Q: Do you consider the draft declaration of the WTO that came out today a step forward or backward for poor nations?

A: I think it is a step backward for the developing world if they agree to it because it is asking them to open up their markets radically [not only] for industrial products but also services.

Q: But hasn't that been the position of developed nations all along?

A: That's what they publicly said they want. But the developing countries were protected by the flexibilities in the GATT (General Agreement on Tariffs and Trade) agreement, which said that we only open up if it is in our national interest.
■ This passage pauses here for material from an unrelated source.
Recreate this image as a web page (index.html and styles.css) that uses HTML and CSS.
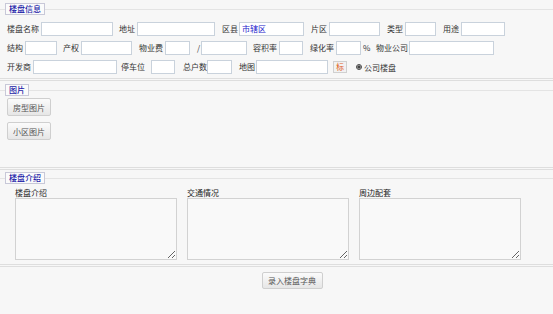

But this text is launching very ambitious sectoral negotiations, or what they call pluri-lateral negotiations, where the U.S. and EU [European Union], especially, want to repeat what they did at the end of the Uruguay Round. They had certain sectoral negotiations in telecommunications and in finance then, but now in this round they want a lot more. They want it in energy distribution, in legal services, almost everything.

Q: Do you think that any of the demands of the poor countries have been met in the draft of the final declaration?

A: Very minutely. The developing countries made it clear that they didn't want Annex C (trade in services) or they want an alternative Annex C that would allow them to keep their flexibility. Their position has got shoved aside because this text doesn't take into account what they put forward in the alternative text.

Q: Do you think developing countries will be able to hold their ground?

A: There is a lot of political pressure, immense political pressure in fact on the developing countries. There will be calls from Washington to presidents and ministers to tell them to shut up. And there are countries that have been shutting up in the green room (where negotiations take place at WTO meetings). But the question is whether they will still band together.

This morning in the Africa group meeting, the Africans said we reject this annex. I think there is some possibility they will continue their opposition because it is such a radical change.

Q: Are you disappointed by the text or by the poor countries' silence over the final declaration?

A: I am disappointed by the behaviour of the developed countries. It is a very difficult situation for poor nations. Some of them rely on developed countries for large amounts of aid for their budgets to be able to stand firm. There is little sovereignty. This is not of their doing. It's because of the whole history of economic relations.